The court properly relied upon Freiborg v. Chrysler Corporation, 350 Mich 104, 107, and correctly construed CLS 1961, § 412.1 that the workmen’s compensation act applies not only to injuries received *673“ ‘while at the place where his work is to be performed or while actually performing it, but to one “going to or from his work while on the premises,” ’ ” as is disclosed by the syllabus in that case:
“Injury to plaintiff employee on parking lot provided by employer for the employees, inflicted upon plaintiff by a fellow employee while plaintiff was en route from his car to place where work was to be performed a short while before working hours, held, to have arisen out of and in the course of his employment and compensable.”
Appellant Dolores Brooks majors the point that she has never applied for or received compensation, and states that the question now presented to this Court has never been ruled upon in Michigan.
There is no election of remedies under the workmen’s compensation act. See CLS 1961, § 413.15 (Stat Ann 1960 Rev §17.189).
In Sargeant v. Kennedy, 352 Mich 494, we held that the statute (CLS 1961, § 413.15 [Stat Ann 1960 Rev § 17.189]) bars all actions against a fellow employee when plaintiff’s injuries arise out of and in the course of his employment, without regard as to whether or not there has been a prior action for compensation.
The importance of this immunity provision for fellow employees is commented upon in 2 Larson’s Workmen’s Compensation Law, § 72.20, pp 173, 174, as follows:
“It is perfectly possible, within the bounds of compensation theory, to make out a case justifying this legislative extension of immunity to the co-employee. The reason for the employer’s immunity is the quid pro quo by which the employer gives up his normal defenses and assumes automatic liability, while the employee gives up his right to common-law verdicts. This reasoning can be extended to the tortfeasor coemployee; he too is involved in this *674compromise of rights. Perhaps one of the things he is entitled to expect in return for what he has given up is freedom from common-law suits based on industrial accidents in which he is at fault. The sense of moral indignation expressed by some courts at the thought of relieving the coemployee of the normal consequences of his wrongdoing will bear some closer examination. It must never be forgotten that the coemployee, by engaging in industrial work over a period of years, is subjected to a greatly increased risk not only of being himself injured, but also of himself negligently causing injury. In other words, by becoming employed in industry, particularly in hazardous industry, the worker enormously multiplies the probability of not only injury to himself but liability on himself. And, if whenever his own negligence caused injury he might be liable to pay thousands of dollars in damages, the beneficent effects of workmen’s compensation might be offset by the potential liabilities which confront the worker, particularly in activities where the risk of injury is great.

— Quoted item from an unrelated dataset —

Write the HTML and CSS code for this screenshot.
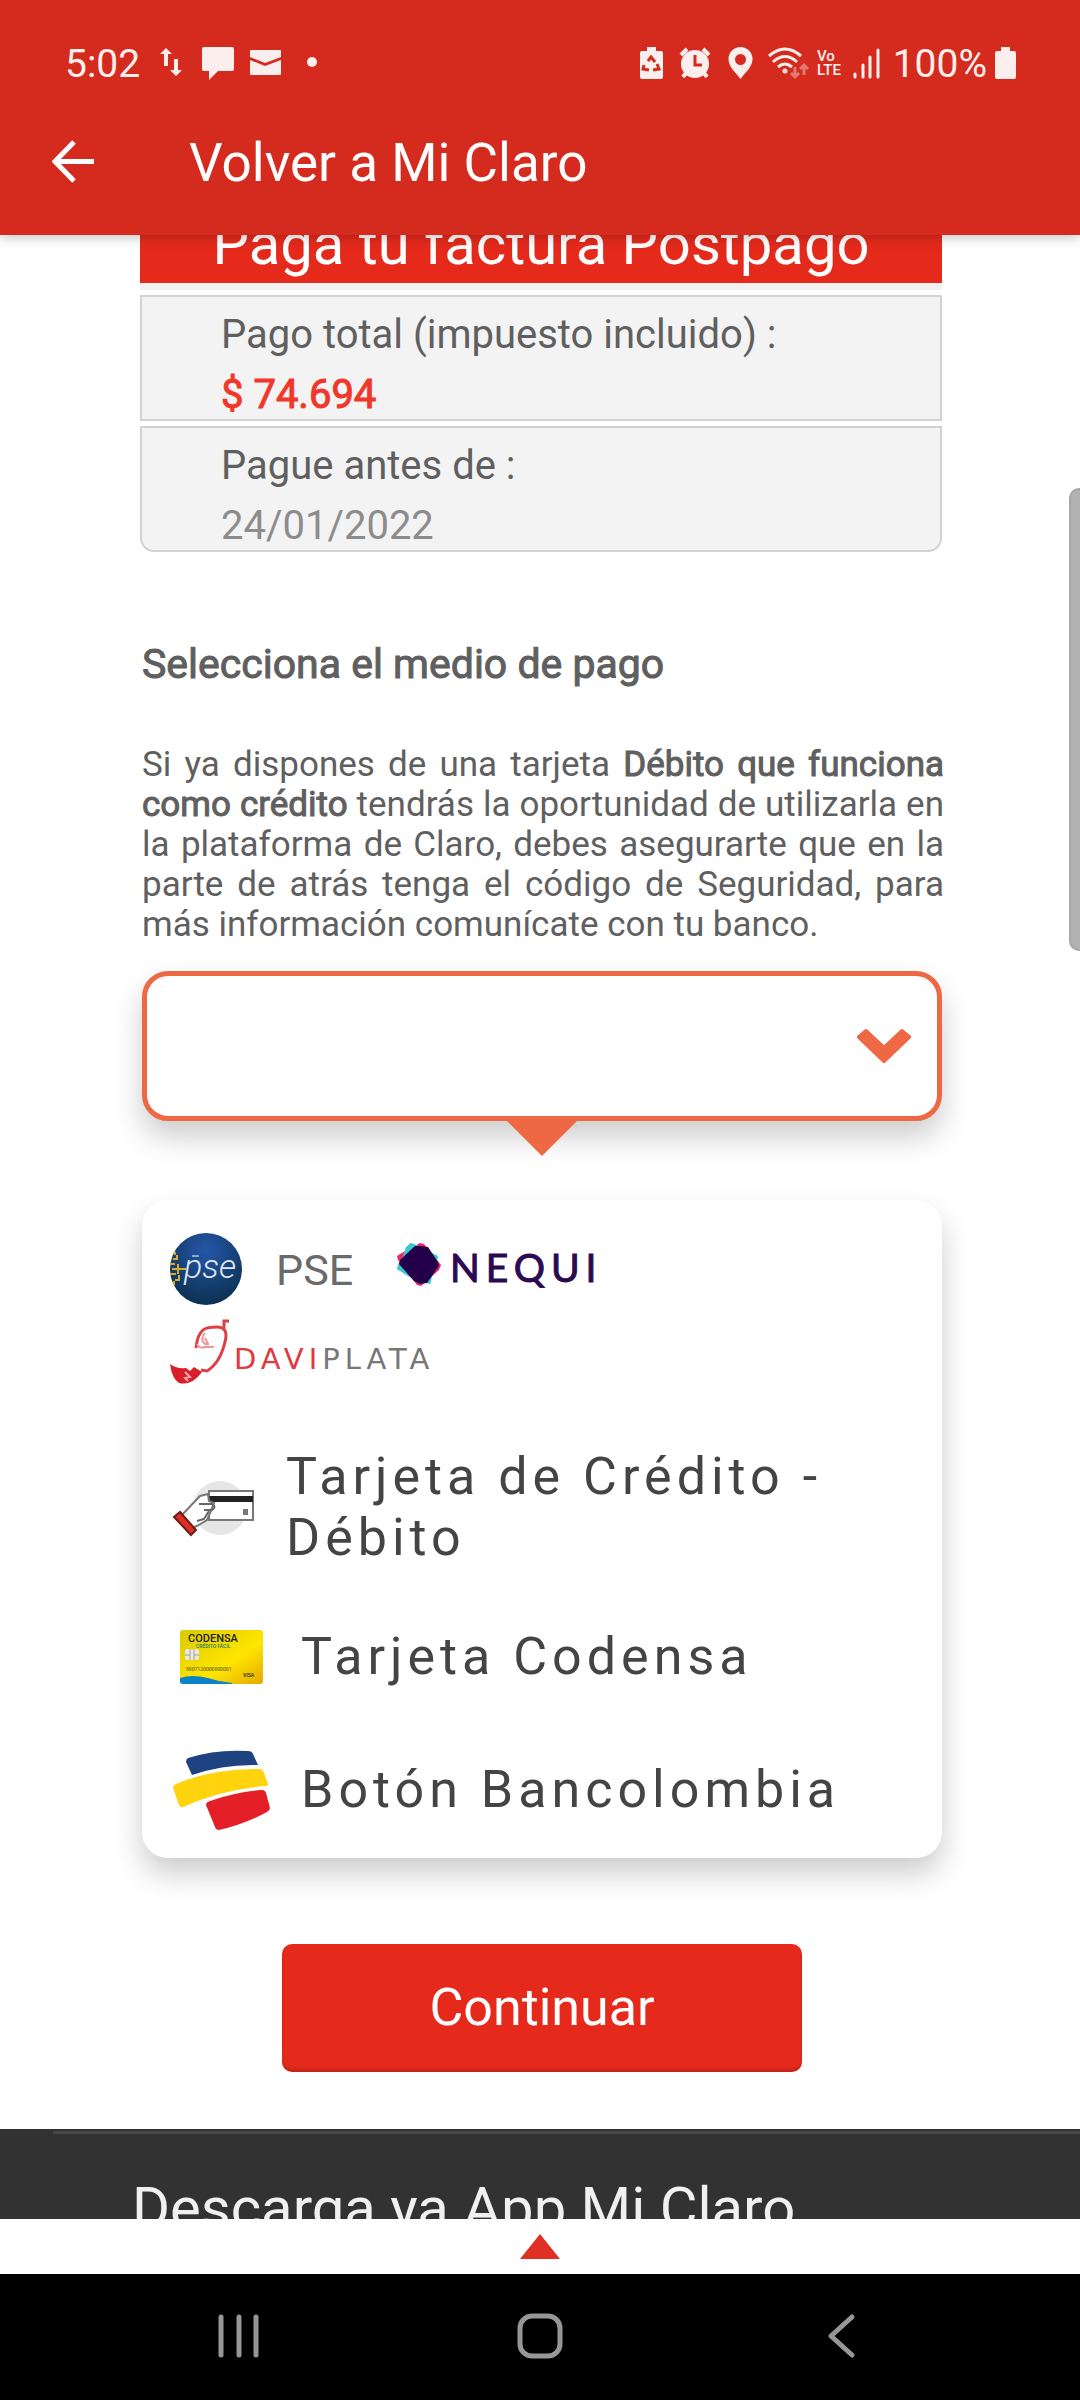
FILE: index.html
```html
<!DOCTYPE html>
<html lang="es">
<head>
<meta charset="utf-8">
<meta name="viewport" content="width=device-width, initial-scale=1">
<title>Mi Claro - Paga tu factura</title>
<link rel="stylesheet" href="styles.css">
</head>
<body>
<header class="app-header">
  <div class="status">
    <div class="status-side">
      <span class="clock">5:02</span>
      <svg width="33" height="40" viewBox="0 0 33 40" fill="currentColor" aria-hidden="true"><path d="M6 6l6 6H8v12H4V12H0zM16 34l-6-6h4V17h4v11h4z"/></svg>
      <svg width="40" height="40" viewBox="0 0 40 40" fill="currentColor" aria-hidden="true"><path d="M3 5h28a2 2 0 0 1 2 2v20a2 2 0 0 1-2 2H17l-9 9v-9H3a2 2 0 0 1-2-2V7a2 2 0 0 1 2-2z"/></svg>
      <svg width="49" height="40" viewBox="0 0 49 40" fill="currentColor" aria-hidden="true"><path d="M2 8h29a1 1 0 0 1 1 1v6l-16 6-15-6V9a1 1 0 0 1 1-1zM1 18l15 6 16-6v14a1 1 0 0 1-1 1H2a1 1 0 0 1-1-1z"/></svg>
      <svg width="12" height="40" viewBox="0 0 12 40" fill="currentColor" aria-hidden="true"><circle cx="6" cy="20" r="5"/></svg>
    </div>
    <div class="status-side">
      <svg width="31" height="40" viewBox="0 0 31 40" fill="currentColor" aria-hidden="true"><path d="M7 5h9v4h5a2 2 0 0 1 2 2v24a2 2 0 0 1-2 2H2a2 2 0 0 1-2-2V11a2 2 0 0 1 2-2h5z"/><path d="M8 19l3-4 4 5M17 22l2 5-6 1M4 23l-1 4 6 1" fill="none" stroke="#d52b1e" stroke-width="3"/><path d="M11 19v9M8 23l3-4 3 4" fill="none" stroke="currentColor" stroke-width="1"/></svg>
      <svg width="41" height="40" viewBox="0 0 41 40" fill="currentColor" aria-hidden="true"><circle cx="16" cy="22" r="14"/><path d="M2 13l6-6M24 7l6 6M7 31l-3 4M25 31l3 4" stroke="currentColor" stroke-width="4" fill="none"/><path d="M16 13v10h7" fill="none" stroke="#d52b1e" stroke-width="3"/></svg>
      <svg width="32" height="40" viewBox="0 0 32 40" fill="currentColor" aria-hidden="true"><path fill-rule="evenodd" d="M12.500 5a12 12 0 0 1 12 12c0 8-7 13-12 20-5-7-12-12-12-20a12 12 0 0 1 12-12zm0 7a5.500 5.500 0 1 0 0 11 5.500 5.500 0 0 0 0-11z"/></svg>
      <svg width="41" height="40" viewBox="0 0 41 40" fill="none" stroke="currentColor" stroke-width="3" aria-hidden="true"><path d="M1 14q16-14 32 0M5 20q12-11 24 0M10 25q7-6 14 0"/><circle cx="17" cy="29" r="1" /><path d="M27 25v9M23 31l4 4 4-4M36 33v-9M32 27l4-4 4 4" opacity=".4"/></svg>
      <svg width="28" height="40" viewBox="0 0 28 40" fill="currentColor" aria-hidden="true"><text class="volte" x="0" y="19">Vo</text><text class="volte" x="0" y="33">LTE</text></svg>
      <svg width="32" height="40" viewBox="0 0 32 40" fill="none" stroke="currentColor" stroke-width="3" stroke-linecap="round" aria-hidden="true"><path d="M2 32v3M10 23v12M17 15v20M25 8v27"/></svg>
      <span class="clock">100%</span>
      <svg width="21" height="40" viewBox="0 0 21 40" fill="currentColor" aria-hidden="true"><path d="M6 5h9v4h4a2 2 0 0 1 2 2v24a2 2 0 0 1-2 2H2a2 2 0 0 1-2-2V11a2 2 0 0 1 2-2h4z"/></svg>
    </div>
  </div>
  <div class="toolbar">
    <button class="back" type="button" aria-label="Volver"><svg width="43" height="43" viewBox="0 0 43 43" fill="none" stroke="currentColor" stroke-width="5"><path d="M42 21.500H4M22 2L3 21.500 22 41"/></svg></button>
    <span class="toolbar-title">Volver a Mi Claro</span>
  </div>
</header>

<main class="page">
  <div class="content">
    <section class="bill">
      <h1 class="bill-title">Paga tu factura Postpago</h1>
      <div class="bill-row"><p>Pago total (impuesto incluido) :</p><p class="amount">$ 74.694</p></div>
      <div class="bill-row"><p>Pague antes de :</p><p class="due">24/01/2022</p></div>
    </section>

    <form class="payment">
      <h2 class="payment-title">Selecciona el medio de pago</h2>
      <p class="note">Si ya dispones de una tarjeta <strong>Débito que funciona como crédito</strong> tendrás la oportunidad de utilizarla en la plataforma de Claro, debes asegurarte que en la parte de atrás tenga el código de Seguridad, para más información comunícate con tu banco.</p>
      <div class="picker">
        <select class="picker-field" aria-label="Medio de pago"><option></option></select>
        <svg class="picker-chevron" width="54" height="36" viewBox="0 0 54 36" fill="currentColor" stroke="currentColor" stroke-width="4" stroke-linejoin="round" aria-hidden="true"><path d="M9 3l18 17L45 3l7 6-25 24L2 9z"/></svg>
      </div>

      <ul class="options">
        <li>
          <button class="option option-wallets" type="button" aria-label="PSE, Nequi, Daviplata">
            <svg width="190" height="76" viewBox="0 0 190 76" aria-hidden="true">
              <defs><radialGradient id="pse" cx=".5" cy=".25" r=".75"><stop offset="0" stop-color="#2557a8"/><stop offset="1" stop-color="#0b3050"/></radialGradient></defs>
              <circle cx="38" cy="38" r="36" fill="url(#pse)"/>
              <path d="M2 33h5M4 38h14M2 43h6M5 28h4v-4M7 49h4v-5M7 24v-3M10 33v10M6 54v-4" fill="none" stroke="#dba827" stroke-width="2"/>
              <text class="logo-pse" x="16" y="47">pse</text>
              <path d="M24 25h7" stroke="#8aa6c6" stroke-width="2"/>
              <text class="word-pse" x="108" y="54">PSE</text>
            </svg>
            <svg width="220" height="76" viewBox="0 0 220 76" aria-hidden="true">
              <path d="M18 12l6 2 22 11-3 7-5 21-8-2L5 38l3-6z" fill="#3cc6d0"/><path d="M5 25l3-2 20-11 4 1 17 21-2 5-18 16-4-1L6 29z" fill="#ed2868"/><path d="M14 16l5-4 8 3-18 16zM40 23l6 3-2 7zM5 38l2-7 12 16zM31 50l11-12-4 15z" fill="#3cc6d0"/>
              <path d="M7 33l1-4 15-14h6l7 1 10 15 1 4-12 17-7 1-6-3z" fill="#24004a"/>
              <text class="word-nequi" x="58" y="51">NEQUI</text>
            </svg>
            <svg width="280" height="68" viewBox="0 0 280 68" aria-hidden="true">
              <path d="M28 29C30 8 39 8 49 8q12 0 8 15Q52 44 39 52l-6-1M61 2h-5v8" fill="none" stroke="#de3e44" stroke-width="3"/><path d="M29 25q2 5 8 3h9M37 14q-4 5-2 9 2 3 5 2l-3-6" fill="none" stroke="#ef9499" stroke-width="2"/>
              <path d="M2 45q6 5 16 4l4 3 4-4 8 5Q24 67 11 64 4 60 2 45z" fill="#d91f2a"/><path d="M17 53l5 5-5 1 3 3" fill="none" stroke="#f0a6aa" stroke-width="2"/>
              <text class="word-davi" x="66" y="50">DAVI<tspan fill="#777">PLATA</tspan></text>
            </svg>
          </button>
        </li>
        <li>
          <button class="option option-card" type="button">
            <svg width="84" height="60" viewBox="0 0 84 60" aria-hidden="true">
              <circle cx="48" cy="31" r="27" fill="#e6e6e6"/>
              <path d="M37 14h44v29H37z" fill="#fff" stroke="#777" stroke-width="2"/><path d="M37 19h44v6H37z" fill="#222"/><path d="M71 32h5v6h-5z" fill="#777"/>
              <path d="M9 39l19-20 8-2 1 7 5 2-4 10-3 7-10 6-6 2z" fill="#fff" stroke="#777" stroke-width="2"/><path d="M27 27h13q5 3 0 6h-8M37 34l-5 8-7 2" fill="none" stroke="#666" stroke-width="2"/>
              <path d="M2 40l6-5 16 18-5 5z" fill="#df2e25" stroke="#6b1d18" stroke-width="2"/>
            </svg>
            <span>Tarjeta de Crédito - Débito</span>
          </button>
        </li>
        <li>
          <button class="option" type="button">
            <svg width="98" height="54" viewBox="0 0 98 54" aria-hidden="true">
              <defs><linearGradient id="gold" x1="0" y1="0" x2="1" y2="1"><stop offset="0" stop-color="#d9c900"/><stop offset=".6" stop-color="#ffe600"/><stop offset="1" stop-color="#e3a900"/></linearGradient></defs>
              <rect x="7" y="0" width="83" height="54" rx="3" fill="url(#gold)"/>
              <path d="M7 48q12-4 28 0 12 4 24 5v1H10a3 3 0 0 1-3-3z" fill="#0a84c6"/>
              <text class="card-brand" x="15" y="12">CODENSA</text><text class="card-small" x="23" y="18" fill="#287a63">CRÉDITO FÁCIL</text>
              <rect x="12" y="19" width="14" height="11" rx="2" fill="#e9e9dc"/><path d="M17 19v11M21 19v11M12 25h5M21 25h5" stroke="#a4a48e"/>
              <text class="card-small" x="13" y="41" fill="#6d6714">5907120000000001</text><text class="card-small" x="70" y="47" fill="#222">VISA</text>
            </svg>
            <span>Tarjeta Codensa</span>
          </button>
        </li>
        <li>
          <button class="option" type="button">
            <svg width="98" height="80" viewBox="0 0 98 80" aria-hidden="true">
              <path d="M15 8Q43-1 75 1q4 0 5 3l5 11q-34-1-66 10l-6-13q0-3 2-4z" fill="#1f4280"/>
              <path d="M3 34q34-15 83-15 4 0 5 4l4 11q0 2-3 2-45 4-82 21-3 1-4-2L0 38q0-3 3-4z" fill="#ffd30d"/>
              <path d="M37 51q26-9 52-11 3 0 4 3l4 15q0 2-3 4-22 12-48 18-3 0-4-3L33 55q0-3 4-4z" fill="#e41e26"/>
            </svg>
            <span>Botón Bancolombia</span>
          </button>
        </li>
      </ul>
      <button class="submit" type="submit">Continuar</button>
    </form>
  </div>
  <footer class="footer"><p class="footer-title">Descarga ya App Mi Claro</p></footer>
  <div class="scrollbar"></div>
</main>

<button class="drawer" type="button" aria-label="Abrir menú"><svg width="40" height="25" viewBox="0 0 40 25"><path d="M20 0l20 25H0z" fill="#e03026"/></svg></button>
<nav class="system-nav" aria-label="Sistema">
  <button type="button" aria-label="Recientes"><svg width="46" height="46" viewBox="0 0 46 46" fill="none" stroke="currentColor" stroke-width="5" stroke-linecap="round"><path d="M5 4v38M23 4v38M40 4v38"/></svg></button>
  <button type="button" aria-label="Inicio"><svg width="46" height="46" viewBox="0 0 46 46" fill="none" stroke="currentColor" stroke-width="5"><rect x="3" y="3" width="40" height="40" rx="12"/></svg></button>
  <button type="button" aria-label="Atrás"><svg width="46" height="46" viewBox="0 0 46 46" fill="none" stroke="currentColor" stroke-width="5" stroke-linecap="round" stroke-linejoin="round"><path d="M34 4L13 23l21 19"/></svg></button>
</nav>
</body>
</html>
```
FILE: styles.css
```css
* { box-sizing: border-box; }

body {
  margin: 0;
  height: 100vh;
  display: flex;
  flex-direction: column;
  overflow: hidden;
  background: #fff;
  color: #5f5f5f;
  font-family: Roboto, "Noto Sans", sans-serif;
}

h1, h2, p, ul { margin: 0; padding: 0; font-weight: 400; }
ul { list-style: none; }
svg { display: block; flex: none; }
button { border: 0; padding: 0; background: none; color: inherit; font: inherit; }

.app-header {
  position: relative;
  z-index: 1;
  background: #d52b1e;
  color: #fff;
  box-shadow: 0 2px 12px rgba(0, 0, 0, .25);
}
.status {
  display: flex;
  justify-content: space-between;
  padding: 40px 64px 0 65px;
  color: #fbefee;
}
.status-side { display: flex; align-items: center; gap: 8px; }
.status-side .clock { padding-top: 4px; font-size: 39px; line-height: 40px; }
.status-side:first-child .clock { margin-right: 12px; }
.volte { font-size: 15px; font-weight: 500; }
.toolbar {
  display: flex;
  align-items: center;
  gap: 94px;
  padding: 36px 52px 32px;
}
.toolbar-title { padding-top: 4px; font-size: 53px; line-height: 79px; }

.page {
  position: relative;
  flex: 1 1 0;
  min-height: 0;
  overflow: hidden;
}
.content { padding: 0 138px 57px 140px; }

.bill { margin-top: -32px; }
.bill-title {
  margin-bottom: 5px;
  padding-top: 2px;
  border-bottom: 7px solid #f2f2f2;
  background: #e52a1c;
  color: #fff;
  font-size: 58px;
  line-height: 78px;
  text-align: center;
}
.bill-row {
  margin-bottom: 5px;
  padding: 8px 79px 0;
  height: 126px;
  border: 2px solid #d1d3d2;
  background: #f3f3f3;
  font-size: 40px;
  line-height: 60px;
}
.bill-row:last-child { margin-bottom: 0; border-radius: 0 0 14px 14px; }
.amount { color: #f0372a; -webkit-text-stroke: 1px; }
.due { color: #8c8c8c; }

.payment { padding: 82px 0 0 2px; }
.payment-title { font-size: 41px; line-height: 60px; -webkit-text-stroke: 1px; }
.note {
  margin: 51px -2px 26px 0;
  font-size: 35px;
  line-height: 40px;
  text-align: justify;
}
.note strong { font-weight: 400; -webkit-text-stroke: 1px; }

.picker { position: relative; color: #ee6843; }
.picker-field {
  display: block;
  appearance: none;
  width: 100%;
  height: 150px;
  border: 5px solid #ee6843;
  border-radius: 26px;
  background: #fff;
  box-shadow: 0 16px 30px rgba(0, 0, 0, .2);
  font-size: 40px;
}
.picker::after {
  content: "";
  position: absolute;
  top: 100%;
  left: 50%;
  margin-left: -35px;
  border: 35px solid transparent;
  border-top-color: #ee6843;
  border-bottom: 0;
}
.picker-chevron {
  position: absolute;
  top: 57px;
  right: 31px;
  pointer-events: none;
}

.options {
  margin-top: 79px;
  padding: 31px 26px 2px;
  border-radius: 26px;
  background: #fff;
  box-shadow: 0 16px 30px rgba(0, 0, 0, .2);
}
.option {
  display: flex;
  align-items: center;
  gap: 30px;
  width: 100%;
  min-height: 133px;
  padding-left: 5px;
  color: #444;
  font-size: 52px;
  line-height: 61px;
  letter-spacing: 5px;
  text-align: left;
}
.option-wallets { flex-wrap: wrap; gap: 12px 34px; padding-left: 0; }
.option-card { padding: 59px 0 22px 4px; }
.option-wallets svg { letter-spacing: 0; }
.logo-pse { fill: #dfe9f5; font: italic 300 34px Roboto, sans-serif; }
.word-pse { fill: #6a6a6a; font: 400 43px Roboto, sans-serif; }
.word-nequi { fill: #2b0a52; font: 400 39px Lato, sans-serif; letter-spacing: 6px; stroke: #2b0a52; stroke-width: 1px; }
.word-davi { fill: #e0393f; font: 29px "DejaVu Sans", sans-serif; letter-spacing: 5px; }
.card-brand { fill: #222; font: 500 11px Roboto, sans-serif; letter-spacing: 0; }
.card-small { font: 500 5px Roboto, sans-serif; letter-spacing: 0; }

.submit {
  display: block;
  width: 65%;
  height: 128px;
  margin: 86px auto 0;
  padding-bottom: 2px;
  border-radius: 10px;
  background: #e52a1c;
  box-shadow: inset 0 -3px 3px rgba(0, 0, 0, .15);
  color: #fff;
  font-size: 52px;
}

.footer { padding: 44px 132px; background: #323232; position: relative; }
.footer::before {
  content: "";
  position: absolute;
  top: 2px;
  left: 53px;
  right: 0;
  height: 3px;
  background: #454746;
}
.footer-title { color: #f0f0f0; font-size: 58px; line-height: 70px; white-space: nowrap; }

.scrollbar {
  position: absolute;
  top: 253px;
  right: 0;
  width: 11px;
  height: 463px;
  border: 2px solid #a6a6a6;
  border-right: 0;
  border-radius: 10px 0 0 10px;
  background: #b2b2b2;
}

.drawer {
  flex: none;
  display: flex;
  align-items: center;
  justify-content: center;
  height: 55px;
  background: #fff;
}
.system-nav {
  flex: none;
  display: flex;
  justify-content: space-around;
  align-items: center;
  height: 126px;
  padding: 0 88px 2px 88px;
  background: #000;
  color: #969696;
}
```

“It must be observed, however, that the immunity attaches to the coemploye only when the coemployee is acting in the course of his employment. This is consistent with the justification for the immunity just described, since the eoemployee’s employment status does not increase the risk of his causing nonindustrial injuries to his fellow-workers. The same rule applies under the broader statutes exempting from suit all persons subject to or bound by the compensation acts. An employee under the act who injures some other employee also under the act is liable to common-law suit if at the time of causing injury he was deviating from the course of his employment.”
The court did not err in finding that plaintiff Dolores Brooks’ exclusive remedy for recovery was that provided by the workmen’s compensation act.
Ernest Brooks is barred from bringing a common-law action against his wife’s coemployees. See Moran v. Nafi Corporation, 370 Mich 536.
*675The judgment should be affirmed. Costs to appellees.
Dethmers and O’Hara, JJ., concurred with Kelly, J. Black, J., did not sit.CLS 1961, § 412.1 (Stat Ann 1960 Kev § 17.151).